Friday, June 7, 2013

Children: Helping Children Grieve a Loss in the Family

Children: 
Helping Children Grieve a Loss in the Family


What should you tell a child when grandma or grandpa is sick or close to death?
What if it's mom or dad?
What if it's a brother or sister?
What about a sudden death?

In my experience, rule number one is Honesty!
Tell the child the truth of what happened or is about to happen as directly yet simply as possible.
Children, particularly young children, have a way of thinking that they can cause things to happen.  Of course, they can't, but they don't understand that.  So if something bad happens, a child may think it is her fault.  Peter may believe that when he got mad at his brother, it made him break his leg. 
Sally may think that her wetting the bed made grandma die. 

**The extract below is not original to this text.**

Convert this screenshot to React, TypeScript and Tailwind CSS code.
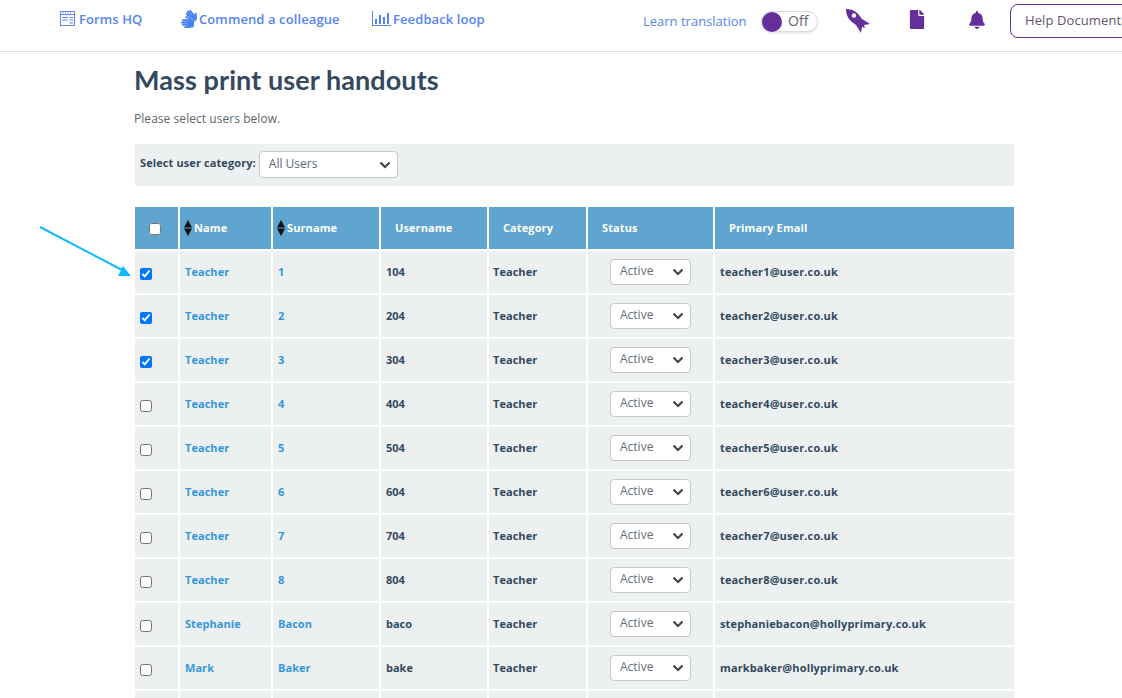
import React from "react";
import { FaSignLanguage, FaFile, FaBell } from "react-icons/fa";

const rows: [string, string, string, string, boolean][] = [
  ["Teacher", "1", "104", "teacher1@user.co.uk", true],
  ["Teacher", "2", "204", "teacher2@user.co.uk", true],
  ["Teacher", "3", "304", "teacher3@user.co.uk", true],
  ["Teacher", "4", "404", "teacher4@user.co.uk", false],
  ["Teacher", "5", "504", "teacher5@user.co.uk", false],
  ["Teacher", "6", "604", "teacher6@user.co.uk", false],
  ["Teacher", "7", "704", "teacher7@user.co.uk", false],
  ["Teacher", "8", "804", "teacher8@user.co.uk", false],
  ["Stephanie", "Bacon", "baco", "stephaniebacon@hollyprimary.co.uk", false],
  ["Mark", "Baker", "bake", "markbaker@hollyprimary.co.uk", false],
];

const Chevron = () => (
  <svg width="12" height="8" viewBox="0 0 12 8" fill="none" stroke="#444" strokeWidth="2.2">
    <path d="M1.5 1.5 6 6l4.5-4.5" />
  </svg>
);

const Sort = () => (
  <svg width="8" height="16" viewBox="0 0 8 16" fill="#111" className="shrink-0">
    <path d="M4 0 8 7.4H0Z M4 16 8 8.6H0Z" />
  </svg>
);

const FormsIcon = () => (
  <svg width="15" height="15" viewBox="0 0 15 15" fill="none" stroke="#5f86f2" className="shrink-0">
    <rect x="0.5" y="0.5" width="14" height="14" />
    <path d="M0.5 3.5H14.5" />
    <path d="M2.5 2H3.5M5 2H6M7.5 2H8.5M10 2H11" strokeWidth="1" />
    <path d="M2 6.5H8M9.5 6.5H13M2 9H8M9.5 9H13M9.5 12H13" />
  </svg>
);

const ChartIcon = () => (
  <svg width="19" height="15" viewBox="0 0 19 15" fill="#5585f2" className="shrink-0">
    <path d="M0 0H1V14H19V15H0Z" />
    <rect x="3" y="8" width="2" height="5" />
    <rect x="7" y="4" width="2" height="9" />
    <rect x="11" y="6" width="2" height="7" />
    <rect x="15" y="2" width="2" height="11" />
  </svg>
);

const RocketIcon = () => (
  <svg width="24" height="24" viewBox="0 0 24 24" fill="#652f9b" className="shrink-0">
    <path
      fillRule="evenodd"
      d="M0 0C5 0 10 2 13 6L16 10 24 15 18 16 19 19 16 18 15 24 10 16 6 13C2 10 0 5 0 0ZM8 4.3A2.2 2.2 0 1 0 8 8.7 2.2 2.2 0 1 0 8 4.3Z"
    />
  </svg>
);

const head = "bg-[#5fa5cf] text-white font-bold text-[11px] tracking-[0.1px] flex items-center";
const cell = "bg-[#ecf0f1] flex items-center text-[11px] font-bold";

export default function App() {
  return (
    <div className="relative h-[698px] w-[1122px] overflow-hidden bg-white font-['Open_Sans',sans-serif] text-[#34495e]">
      <header className="flex h-[52px] w-[1122px] items-start border-b border-[#dddddd] text-[13px] font-semibold tracking-[0.1px] text-[#5585f2]">
        <div className="ml-[60px] flex h-[40px] w-[120px] shrink-0 items-center gap-[4px]">
          <div className="mb-[4px]"><FormsIcon /></div>
          <span>Forms HQ</span>
        </div>
        <div className="flex h-[40px] w-[192px] shrink-0 items-center gap-[1px]">
          <FaSignLanguage className="mb-[2px] shrink-0 text-[18px] text-[#4583f2]" />
          <span>Commend a colleague</span>
        </div>
        <div className="flex h-[40px] w-[271px] shrink-0 items-center gap-[2px]">
          <div className="mb-[4px]"><ChartIcon /></div>
          <span>Feedback loop</span>
        </div>
        <span className="mt-[12px] w-[118px] shrink-0 text-[13px] font-normal tracking-normal text-[#5585f2]">Learn translation</span>
        <div className="mt-[11px] flex h-[21px] w-[57px] shrink-0 items-center rounded-full border border-[#dcdcdc] bg-white shadow-sm">
          <span className="h-[20px] w-[20px] shrink-0 rounded-full bg-[#652f9b]" />
          <span className="mb-[2px] ml-[6px] text-[14px] font-normal text-[#5a6570]">Off</span>
        </div>
        <div className="ml-[28px] mt-[9px] shrink-0"><RocketIcon /></div>
        <FaFile className="ml-[39px] mt-[10px] h-[19px] w-[16px] shrink-0 text-[#652f9b]" />
        <FaBell className="ml-[44px] mt-[11px] h-[18px] w-[16px] shrink-0 text-[#652f9b]" />
        <div className="ml-[25px] mt-[4px] flex h-[34px] w-[140px] shrink-0 items-center whitespace-nowrap rounded-[8px] border border-[#652f9b] pl-[14px] text-[13px] font-normal text-[#5f5470]">
          Help Documentation
        </div>
      </header>

      <main className="ml-[135px] w-[879px]">
        <h1 className="-ml-[1px] mt-[10px] h-[36px] font-['Lato',sans-serif] text-[27px] leading-[36px] font-bold tracking-[0.08px] text-[#34495e]">
          Mass print user handouts
        </h1>
        <p className="-ml-[1px] mt-[12px] h-[18px] text-[12px] leading-[18px] tracking-[0.05px] text-[#5d6670]">Please select users below.</p>
        <div className="mt-[16px] flex h-[42px] items-start gap-[3px] bg-[#ecf0f1] pl-[5px] pt-[7px]">
          <span className="mt-[3px] text-[11px] leading-[18px] font-bold tracking-[0.1px]">Select user category:</span>
          <div className="flex h-[27px] w-[139px] items-center justify-between rounded-[4px] border border-[#c9c9c9] bg-white pl-[9px] pr-[6px] text-[12px] text-[#5d6670]">
            <span className="mb-[1px]">All Users</span>
            <Chevron />
          </div>
        </div>

        <div className="mt-[21px] grid grid-cols-[43px_91px_106px_106px_97px_125px_299px] gap-[2px]">
          <div className={`${head} h-[42px] pl-[14px] pt-[2px]`}>
            <input type="checkbox" readOnly className="h-[12px] w-[12px]" />
          </div>
          <div className={`${head} gap-[2px] pl-[4px]`}>
            <Sort />
            <span>Name</span>
          </div>
          <div className={`${head} gap-[2px] pl-[4px]`}>
            <Sort />
            <span>Surname</span>
          </div>
          <div className={`${head} pl-[14px]`}>Username</div>
          <div className={`${head} pl-[14px]`}>Category</div>
          <div className={`${head} pl-[14px]`}>Status</div>
          <div className={`${head} pl-[14px]`}>Primary Email</div>

          {rows.map((r) => (
            <React.Fragment key={r[3]}>
              <div className={`${cell} h-[42px] pl-[5px] pt-[3px]`}>
                <input type="checkbox" readOnly defaultChecked={r[4]} className="h-[12px] w-[12px]" />
              </div>
              <div className={`${cell} pl-[5px] text-[#3498db] tracking-[0.05px]`}>{r[0]}</div>
              <div className={`${cell} pl-[5px] text-[#3498db] tracking-[0.05px]`}>{r[1]}</div>
              <div className={`${cell} pl-[5px]`}>{r[2]}</div>
              <div className={`${cell} pl-[4px] tracking-[0.05px]`}>Teacher</div>
              <div className={`${cell} pl-[22px] font-normal`}>
                <div className="flex h-[26px] w-[81px] items-center justify-between rounded-[4px] border border-[#c9c9c9] bg-white pl-[9px] pr-[6px] text-[12px] text-[#666e78]">
                  <span className="mb-[2px]">Active</span>
                  <Chevron />
                </div>
              </div>
              <div className={`${cell} pl-[5px] tracking-[0.13px]`}>{r[3]}</div>
            </React.Fragment>
          ))}
          <div className={`${cell} h-[42px]`} />
          <div className={cell} />
          <div className={cell} />
          <div className={cell} />
          <div className={cell} />
          <div className={cell} />
          <div className={cell} />
        </div>
      </main>

      <svg className="absolute left-[38px] top-[224px]" width="96" height="54" viewBox="0 0 96 54" fill="none">
        <path d="M2 3 86 47" stroke="#0cbcff" strokeWidth="2" />
        <path d="M80 52H93L85 42Z" fill="#0cbcff" />
      </svg>
    </div>
  );
}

Most children have no concept of death or finality.

Young children do not have a clear sense of cause and effect. 
They feel much more powerful than they are. 
They don't know how to judge time or realize that a dead puppy won't wake up in the morning. 
And they trust adults to keep them safe, so they are easily scared when they see us upset.  That's ok. 
They can stand to be with us when we are upset more than they can stand being isolated from the family. 
Crying with a child in your arms is much better than crying with a child in the other room who can hear you crying. 
Isolation from the family triggers the child's imagination of all kinds of horrible things--much worse than are likely to happen.
So Rule 1 is Honesty.  Hugs and kisses and closeness with the truth.  Remember too that they probably won't remember so repeating my be important.  Hugs and kisses will be the most important.